Tecnicamente queste serializzazioni si chiamano franchise, ovvero “un marchio sotto cui viene distribuita una varietà di prodotti”. Ma al pubblico viene sempre venduta l'idea, più romantica, di saga: così abbiamo la “saga” di Batman, la “saga” di Spider Man, o quella degli X-Men. Ma la differenza tra la buona e la cattiva serializzazione sta proprio nella distinzione tra saga e franchise, e cioè tra un autentico arco narrativo distribuito su più film, capace di creare empatia e mantenere coerenza, e un mero accumulo di connessioni più o meno pretestuose tra film che hanno continuità solo di personaggio e marchi. In questa seconda categoria ricadono quei film di supereroi che tra sequel (Iron Man), reboot (Spiderman) e spin-off (The Avengers) perpetuano un universo sempre uguale, che si accetta a scatola chiusa, e si torna a vedere a ogni episodio senza il carico emotivo di quello precedente, tanto che si possono vedere anche in ordine sparso.
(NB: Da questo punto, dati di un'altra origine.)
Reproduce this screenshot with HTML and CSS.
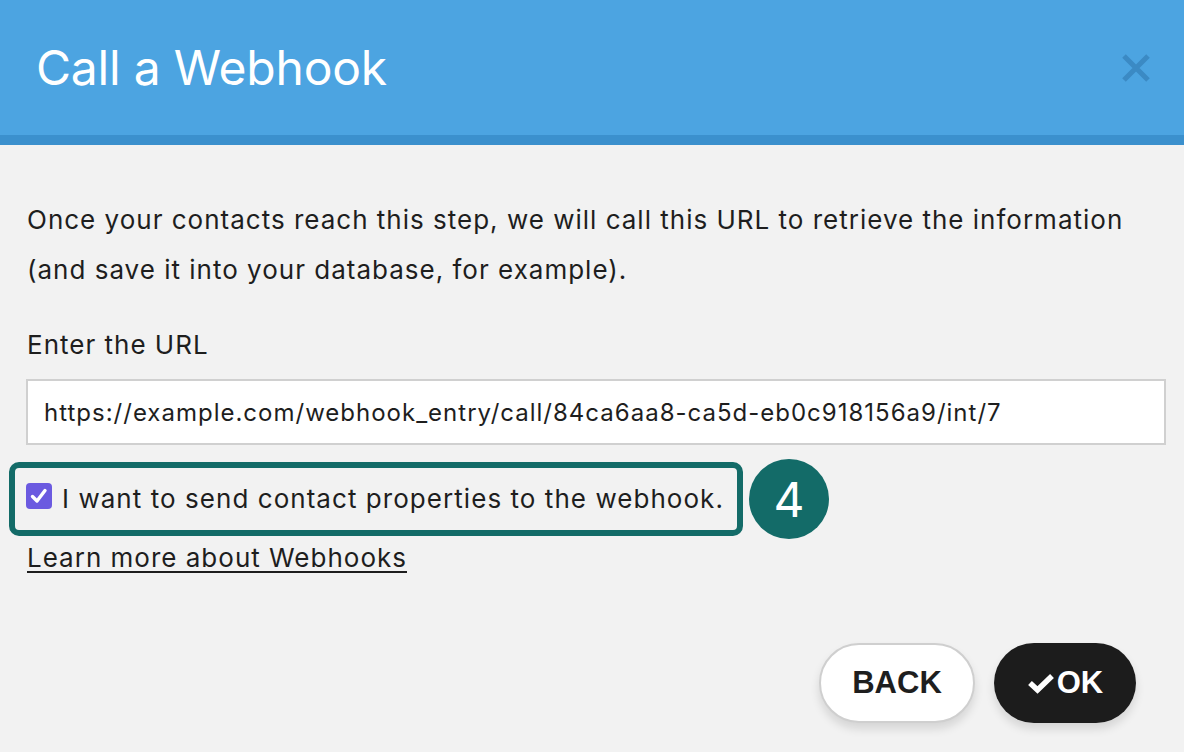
FILE: index.html
```html
<!DOCTYPE html>
<html lang="en">
<head>
<meta charset="utf-8">
<title>Call a Webhook</title>
<link rel="stylesheet" href="styles.css">
</head>
<body>
<div class="dialog">
  <header class="dialog-header">
    <h1 class="dialog-title">Call a Webhook</h1>
    <button class="close-btn" aria-label="Close">
      <svg width="32" height="32" viewBox="0 0 32 32"><path d="M4 4 L28 28 M28 4 L4 28" stroke="#3b8ac4" stroke-width="5" fill="none"/></svg>
    </button>
  </header>
  <main class="dialog-body">
    <p class="intro">Once your contacts reach this step, we will call this URL to retrieve the information (and save it into your database, for example).</p>
    <label class="field-label" for="url">Enter the URL</label>
    <input id="url" class="url-input" type="text" value="https://example.com/webhook_entry/call/84ca6aa8-ca5d-eb0c918156a9/int/7">
    <div class="check-row">
      <label class="check-highlight">
        <span class="checkbox">
          <svg width="20" height="20" viewBox="0 0 20 20"><path d="M3.5 10.5 L8 15 L16 4.5" stroke="#fff" stroke-width="3.4" fill="none" stroke-linecap="round" stroke-linejoin="round"/></svg>
        </span>
        <span class="check-text">I want to send contact properties to the webhook.</span>
      </label>
      <span class="step-badge">4</span>
    </div>
    <a class="learn-link" href="#">Learn more about Webhooks</a>
    <div class="actions">
      <button class="btn btn-back">BACK</button>
      <button class="btn btn-ok">
        <svg width="28" height="22" viewBox="0 0 28 22"><path d="M3 11 L10.5 18 L25 4" stroke="#fff" stroke-width="5.5" fill="none" stroke-linejoin="miter"/></svg>
        OK
      </button>
    </div>
  </main>
</div>
</body>
</html>
```

FILE: styles.css
```css
* { box-sizing: border-box; }
html, body {
  margin: 0;
  padding: 0;
  width: 1184px;
  height: 752px;
  overflow: hidden;
  background: #f2f2f2;
  font-family: Inter, "Noto Sans", sans-serif;
  color: #1e1e1e;
}
.dialog {
  display: flex;
  flex-direction: column;
  height: 752px;
}
.dialog-header {
  height: 145px;
  background: #4ca4e1;
  border-bottom: 10px solid #3b90cd;
  display: flex;
  align-items: center;
  justify-content: space-between;
  padding: 0 32px 0 36px;
}
.dialog-title {
  margin: 0;
  font-weight: 400;
  font-size: 48px;
  color: #fff;
  letter-spacing: -0.2px;
}
.close-btn {
  background: none;
  border: 0;
  padding: 0;
  width: 32px;
  height: 32px;
  display: flex;
  cursor: pointer;
}
.dialog-body {
  flex: 1;
  padding: 50px 18px 0 26px;
  display: flex;
  flex-direction: column;
  font-size: 26px;
  letter-spacing: 1px;
}
.intro {
  margin: 0 0 0 1px;
  line-height: 50px;
}
.field-label {
  margin: 35px 0 0 1px;
  line-height: 30px;
}
.url-input {
  margin-top: 19px;
  width: 1140px;
  height: 66px;
  border: 2px solid #d0d0d0;
  background: #fff;
  padding: 0 16px;
  font-family: inherit;
  font-size: 24px;
  letter-spacing: 1px;
  color: #1e1e1e;
  outline: none;
}
.check-row {
  display: flex;
  align-items: center;
  margin: 14px 0 0 -17px;
  gap: 6px;
}
.check-highlight {
  display: flex;
  align-items: center;
  gap: 10px;
  height: 74px;
  padding: 0 13px 0 11px;
  border: 6px solid #136b68;
  border-radius: 10px;
}
.checkbox {
  width: 26px;
  height: 26px;
  border-radius: 4px;
  background: #6b5ae0;
  display: flex;
  align-items: center;
  justify-content: center;
  margin-top: -6px;
}
.check-text {
  line-height: 30px;
  letter-spacing: 1.05px;
}
.step-badge {
  width: 80px;
  height: 80px;
  border-radius: 50%;
  background: #136b68;
  color: #fff;
  font-size: 48px;
  letter-spacing: 0;
  display: flex;
  align-items: center;
  justify-content: center;
}
.learn-link {
  align-self: flex-start;
  margin: 4px 0 0 1px;
  line-height: 30px;
  color: #1e1e1e;
  text-decoration: underline;
  text-underline-offset: 4px;
}
.actions {
  display: flex;
  justify-content: flex-end;
  gap: 19px;
  margin-top: 70px;
  padding-right: 30px;
}
.btn {
  height: 80px;
  border-radius: 40px;
  font-family: "Liberation Sans", Arial, sans-serif;
  font-weight: 700;
  font-size: 31px;
  letter-spacing: 0;
  display: flex;
  align-items: center;
  justify-content: center;
  cursor: pointer;
  box-shadow: 0 6px 10px rgba(0,0,0,0.12);
}
.btn-back {
  width: 156px;
  background: #fff;
  color: #1e1e1e;
  border: 2px solid #cfcfcf;
}
.btn-ok {
  width: 142px;
  background: #1c1c1c;
  color: #fff;
  border: 0;
  gap: 2px;
}
```
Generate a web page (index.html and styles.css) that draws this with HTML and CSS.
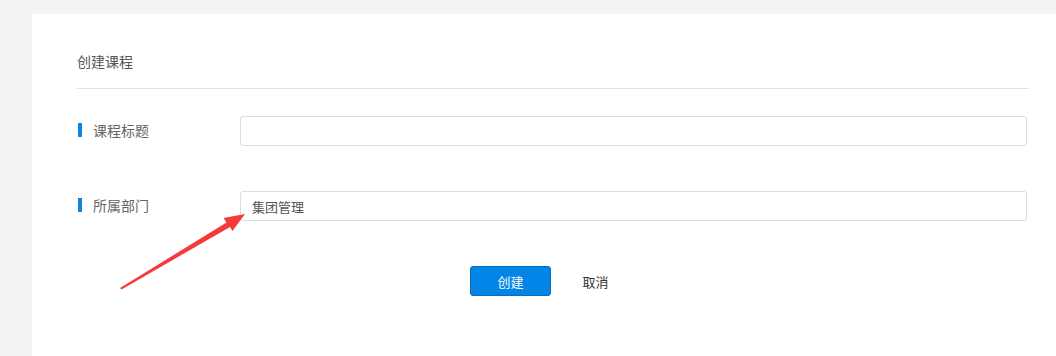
FILE: index.html
```html
<!DOCTYPE html>
<html lang="zh-CN">
<head>
    <meta charset="UTF-8">
    <meta name="viewport" content="width=device-width, initial-scale=1.0">
    <title>创建课程</title>
    <link rel="stylesheet" href="styles.css">
</head>
<body>
    <div class="card">
        <div class="card-header">创建课程</div>
        <form class="form">
            <div class="form-row">
                <label class="form-label">课程标题</label>
                <input class="form-input" type="text" value="">
            </div>
            <div class="form-row">
                <label class="form-label">所属部门</label>
                <input class="form-input" type="text" value="集团管理">
            </div>
            <div class="form-actions">
                <button type="button" class="btn btn-primary">创建</button>
                <button type="button" class="btn btn-text">取消</button>
            </div>
        </form>
    </div>

    <!-- 标注箭头 -->
    <svg class="annotation" width="1056" height="356" viewBox="0 0 1056 356">
        <polygon points="120,288 226.5,222.5 223.5,218 245,214 232.5,231 230,227 121.5,289.5" fill="#f43b3b"/>
    </svg>
</body>
</html>
```

FILE: styles.css
```css
body {
    margin: 0;
    background: #f2f3f5;
    font-family: "Noto Sans CJK SC", "Noto Sans", sans-serif;
    font-size: 14px;
    color: #555;
}
.card {
    margin: 14px 0 0 32px;
    background: #fff;
    padding: 0 27px 0 45px;
    height: 342px;
    box-sizing: border-box;
}
.card-header {
    padding: 38px 0 18px;
    line-height: 18px;
    font-size: 14px;
    color: #555;
    border-bottom: 1px solid #e2e2e2;
}
.form {
    padding-top: 27px;
}
.form-row {
    display: flex;
    align-items: center;
    height: 30px;
    margin-bottom: 45px;
    padding-right: 2px;
}
.form-label {
    width: 163px;
    flex-shrink: 0;
    display: flex;
    align-items: center;
    color: #666;
    font-size: 14px;
    line-height: 14px;
    padding-bottom: 3px;
}
.form-label::before {
    content: "";
    display: inline-block;
    width: 4px;
    height: 14px;
    margin: 0 11px 0 1px;
    background: #0a84e6;
}
.form-input {
    flex: 1;
    height: 30px;
    box-sizing: border-box;
    border: 1px solid #dcdcdc;
    border-radius: 3px;
    padding: 0 11px;
    font-family: inherit;
    font-size: 13px;
    color: #555;
    outline: none;
}
.form-actions {
    display: flex;
    justify-content: center;
    gap: 4px;
    margin-top: 1px;
}
.btn {
    width: 81px;
    height: 30px;
    border-radius: 3px;
    font-family: inherit;
    font-size: 13px;
    cursor: pointer;
}
.btn-primary {
    background: #0385e8;
    border: 1px solid #0a6ec0;
    color: #fff;
}
.btn-text {
    background: transparent;
    border: 1px solid transparent;
    color: #333;
}
.annotation {
    position: absolute;
    left: 0;
    top: 0;
    pointer-events: none;
}
```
Hunger Games, invece, vuole ricreare un'autentica saga cinematografica. Oltre alla continuità emotiva, troviamo una cura vecchia maniera dei grandi temi: c'è la critica della civiltà dell'immagine (la morte in diretta, Katniss costretta a fingere una relazione col suo compagno di distretto per guadagnare simpatie), la povertà della popolazione, la segregazione e la brutalità del controllo militare. L'aristocrazia dominante è rappresentata con un trionfo di parrucche, strati di trucco e barbe arabescate incrociando Lady Gaga e Orwell, come in Matrix – uno dei pochi tentativi recenti di vera e propria saga, fallito perché i sequel non furono all'altezza del primo – Neo e compagni vestivano con un improbabile look fetish-ecclesiastico.

EPICA REALE E RISCHIO MATRIX
Resta da vedere se lo spostamento dello scontro dall'arena dei Giochi al mondo reale del terzo episodio nuocerà alla saga come successe al secondo e al terzo Matrix, che persero smalto e idee man mano che l'azione si allontanava dalla “matrice” per scendere nelle viscere della terra. In ogni caso, Hunger Games ha già dimostrato di saper colpire l'immaginario: la scorsa estate in Thailandia i manifestanti contro il colpo di stato militare hanno cominciato a fare lo stesso saluto dei ribelli di Panem, con il braccio teso e tre dita unite. Basterebbe questo per avere voglia di sapere come andrà a finire la saga di Katniss Everdeen, anche se saremo costretti a vedere il capitolo finale diviso in due film: anche le saghe devono pagarsi le bollette.